● Your task: Return the material word for word. Do not include the pictures.

━━━ Supplied material

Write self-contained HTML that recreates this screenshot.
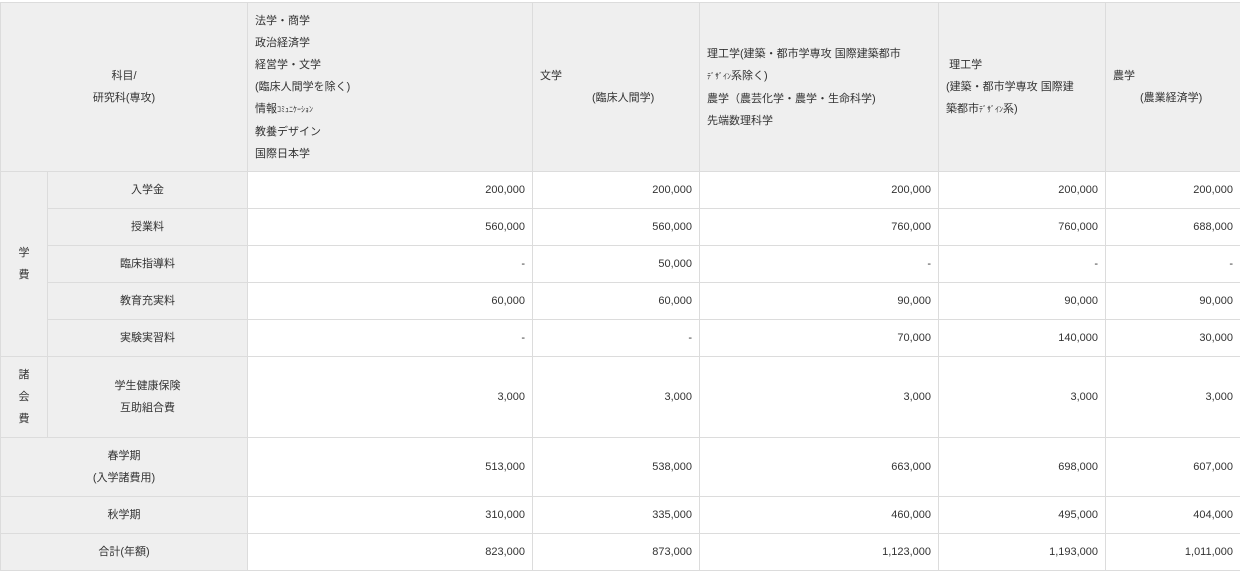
<!DOCTYPE html>
<html><head><meta charset="utf-8"><style>
html,body{margin:0;padding:0;background:#fff;width:1240px;height:572px;overflow:hidden}
table{position:absolute;left:0;top:2px;border-collapse:collapse;table-layout:fixed;width:1240px;font-family:"Liberation Sans","Noto Sans CJK JP",sans-serif;font-size:11px;color:#333}
td{border:1px solid #dcdcdc;padding:0 7px;line-height:22px}
.g{background:#efefef}
.c{text-align:center}
.r{text-align:right}
.s{font-size:8px}
tr.n td{height:36px}
</style></head><body>
<table>
<colgroup><col style="width:47px"><col style="width:200px"><col style="width:285px"><col style="width:167px"><col style="width:239px"><col style="width:167px"><col style="width:135px"></colgroup>
<tr style="height:169px">
<td class="g c" colspan="2">科目/<br>研究科(専攻)</td>
<td class="g">法学・商学<br>政治経済学<br>経営学・文学<br>(臨床人間学を除く)<br>情報<span class="s">ｺﾐｭﾆｹｰｼｮﾝ</span><br>教養デザイン<br>国際日本学</td>
<td class="g">文学<br><span style="padding-left:52px">(臨床人間学)</span></td>
<td class="g">理工学(建築・都市学専攻 国際建築都市<br><span class="s">ﾃﾞｻﾞｲﾝ</span>系除く)<br>農学（農芸化学・農学・生命科学)<br>先端数理科学</td>
<td class="g">&nbsp;理工学<br>(建築・都市学専攻 国際建<br>築都市<span class="s">ﾃﾞｻﾞｲﾝ</span>系)</td>
<td class="g">農学<br><span style="padding-left:27px">(農業経済学)</span></td>
</tr>
<tr class="n"><td class="g c" rowspan="5">学<br>費</td><td class="g c">入学金</td><td class="r">200,000</td><td class="r">200,000</td><td class="r">200,000</td><td class="r">200,000</td><td class="r">200,000</td></tr>
<tr class="n"><td class="g c">授業料</td><td class="r">560,000</td><td class="r">560,000</td><td class="r">760,000</td><td class="r">760,000</td><td class="r">688,000</td></tr>
<tr class="n"><td class="g c">臨床指導料</td><td class="r">-</td><td class="r">50,000</td><td class="r">-</td><td class="r">-</td><td class="r">-</td></tr>
<tr class="n"><td class="g c">教育充実料</td><td class="r">60,000</td><td class="r">60,000</td><td class="r">90,000</td><td class="r">90,000</td><td class="r">90,000</td></tr>
<tr class="n"><td class="g c">実験実習料</td><td class="r">-</td><td class="r">-</td><td class="r">70,000</td><td class="r">140,000</td><td class="r">30,000</td></tr>
<tr style="height:81px"><td class="g c">諸<br>会<br>費</td><td class="g c">学生健康保険<br>互助組合費</td><td class="r">3,000</td><td class="r">3,000</td><td class="r">3,000</td><td class="r">3,000</td><td class="r">3,000</td></tr>
<tr style="height:59px"><td class="g c" colspan="2">春学期<br>(入学諸費用)</td><td class="r">513,000</td><td class="r">538,000</td><td class="r">663,000</td><td class="r">698,000</td><td class="r">607,000</td></tr>
<tr class="n"><td class="g c" colspan="2">秋学期</td><td class="r">310,000</td><td class="r">335,000</td><td class="r">460,000</td><td class="r">495,000</td><td class="r">404,000</td></tr>
<tr class="n"><td class="g c" colspan="2">合計(年額)</td><td class="r">823,000</td><td class="r">873,000</td><td class="r">1,123,000</td><td class="r">1,193,000</td><td class="r">1,011,000</td></tr>
</table>
</body></html>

━━━━━━

● Complete answer:
Write self-contained HTML that recreates this screenshot.
<!DOCTYPE html>
<html><head><meta charset="utf-8"><style>
html,body{margin:0;padding:0;background:#fff;width:1240px;height:572px;overflow:hidden}
table{position:absolute;left:0;top:2px;border-collapse:collapse;table-layout:fixed;width:1240px;font-family:"Liberation Sans","Noto Sans CJK JP",sans-serif;font-size:11px;color:#333}
td{border:1px solid #dcdcdc;padding:0 7px;line-height:22px}
.g{background:#efefef}
.c{text-align:center}
.r{text-align:right}
.s{font-size:8px}
tr.n td{height:36px}
</style></head><body>
<table>
<colgroup><col style="width:47px"><col style="width:200px"><col style="width:285px"><col style="width:167px"><col style="width:239px"><col style="width:167px"><col style="width:135px"></colgroup>
<tr style="height:169px">
<td class="g c" colspan="2">科目/<br>研究科(専攻)</td>
<td class="g">法学・商学<br>政治経済学<br>経営学・文学<br>(臨床人間学を除く)<br>情報<span class="s">ｺﾐｭﾆｹｰｼｮﾝ</span><br>教養デザイン<br>国際日本学</td>
<td class="g">文学<br><span style="padding-left:52px">(臨床人間学)</span></td>
<td class="g">理工学(建築・都市学専攻 国際建築都市<br><span class="s">ﾃﾞｻﾞｲﾝ</span>系除く)<br>農学（農芸化学・農学・生命科学)<br>先端数理科学</td>
<td class="g">&nbsp;理工学<br>(建築・都市学専攻 国際建<br>築都市<span class="s">ﾃﾞｻﾞｲﾝ</span>系)</td>
<td class="g">農学<br><span style="padding-left:27px">(農業経済学)</span></td>
</tr>
<tr class="n"><td class="g c" rowspan="5">学<br>費</td><td class="g c">入学金</td><td class="r">200,000</td><td class="r">200,000</td><td class="r">200,000</td><td class="r">200,000</td><td class="r">200,000</td></tr>
<tr class="n"><td class="g c">授業料</td><td class="r">560,000</td><td class="r">560,000</td><td class="r">760,000</td><td class="r">760,000</td><td class="r">688,000</td></tr>
<tr class="n"><td class="g c">臨床指導料</td><td class="r">-</td><td class="r">50,000</td><td class="r">-</td><td class="r">-</td><td class="r">-</td></tr>
<tr class="n"><td class="g c">教育充実料</td><td class="r">60,000</td><td class="r">60,000</td><td class="r">90,000</td><td class="r">90,000</td><td class="r">90,000</td></tr>
<tr class="n"><td class="g c">実験実習料</td><td class="r">-</td><td class="r">-</td><td class="r">70,000</td><td class="r">140,000</td><td class="r">30,000</td></tr>
<tr style="height:81px"><td class="g c">諸<br>会<br>費</td><td class="g c">学生健康保険<br>互助組合費</td><td class="r">3,000</td><td class="r">3,000</td><td class="r">3,000</td><td class="r">3,000</td><td class="r">3,000</td></tr>
<tr style="height:59px"><td class="g c" colspan="2">春学期<br>(入学諸費用)</td><td class="r">513,000</td><td class="r">538,000</td><td class="r">663,000</td><td class="r">698,000</td><td class="r">607,000</td></tr>
<tr class="n"><td class="g c" colspan="2">秋学期</td><td class="r">310,000</td><td class="r">335,000</td><td class="r">460,000</td><td class="r">495,000</td><td class="r">404,000</td></tr>
<tr class="n"><td class="g c" colspan="2">合計(年額)</td><td class="r">823,000</td><td class="r">873,000</td><td class="r">1,123,000</td><td class="r">1,193,000</td><td class="r">1,011,000</td></tr>
</table>
</body></html>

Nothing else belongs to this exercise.